Throughout the Wake, the river is described as being brown and dirty, just like the tea-colored Liffey in Dublin. It's also brown because it carries the dirt and debris of history toward constant renewal. I could also go off on a long riff about Anna Livia Plurabelle's African roots ("a bushman woman, the dearest little moma ever you saw" pg. 207), but that's a post for another time. Anna Livia's hair is also frequently described as being brown or auburn, "she's flirty, with her auburnt streams" (p. 139).

"And as it rinn it dribbled like any lively purliteasy"
As it ran, or flowed (German rinnen = to run, flow) it sang a little song in a purling language. That word "purl" appears a few times in the Wake, a simply beautiful word that refers to the rippling murmur of water.
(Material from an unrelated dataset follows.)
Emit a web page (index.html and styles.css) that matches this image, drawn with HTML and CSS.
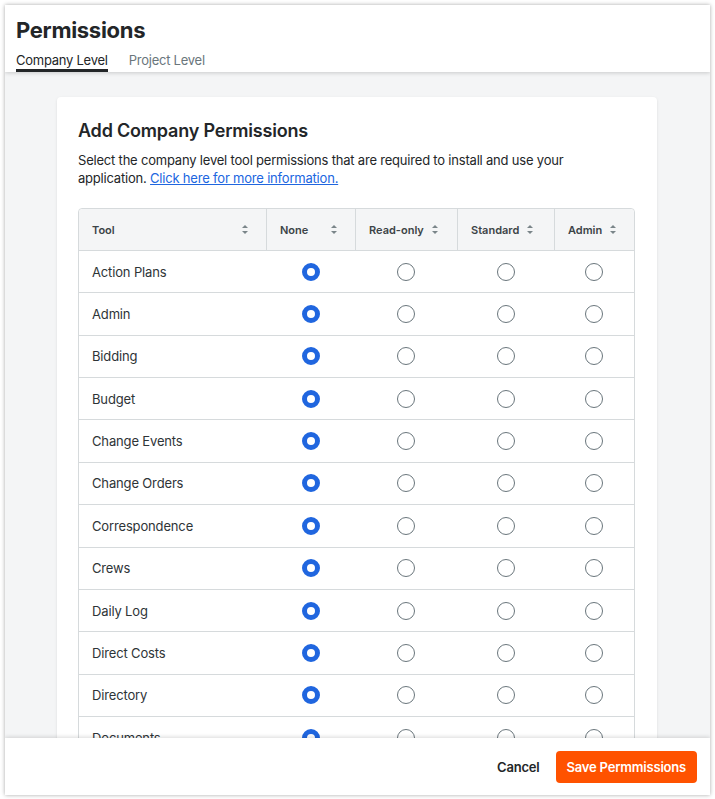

The song "dribbled" by the river is to the tune of the old folk song "Little Brown Jug":


These lyrics are interesting, though:
"Little down dream don't I love thee!"

The "down dream" is the "brown stream" but I wondered for a while about the word down here. Why "down"? For one thing, rivers flow downward, starting up in the hills and flowing down by gravity. That's what keeps it flowing. It's also the "little down dream" of one sleeping underneath a down blanket or a down pillow. Down is the fine feathers of birds, especially baby birds, that is so soft and cozy that it's used in pillows, blankets, and jackets. This also brings to mind another version of ALP that frequently appears, that of the hen. And of course the egg is a major symbol in the book that recurs often.

Let all that trickle through your mind tonight as you rest and slowly slip into the "unconsciously boggylooking stream" that lies everflowing within us all.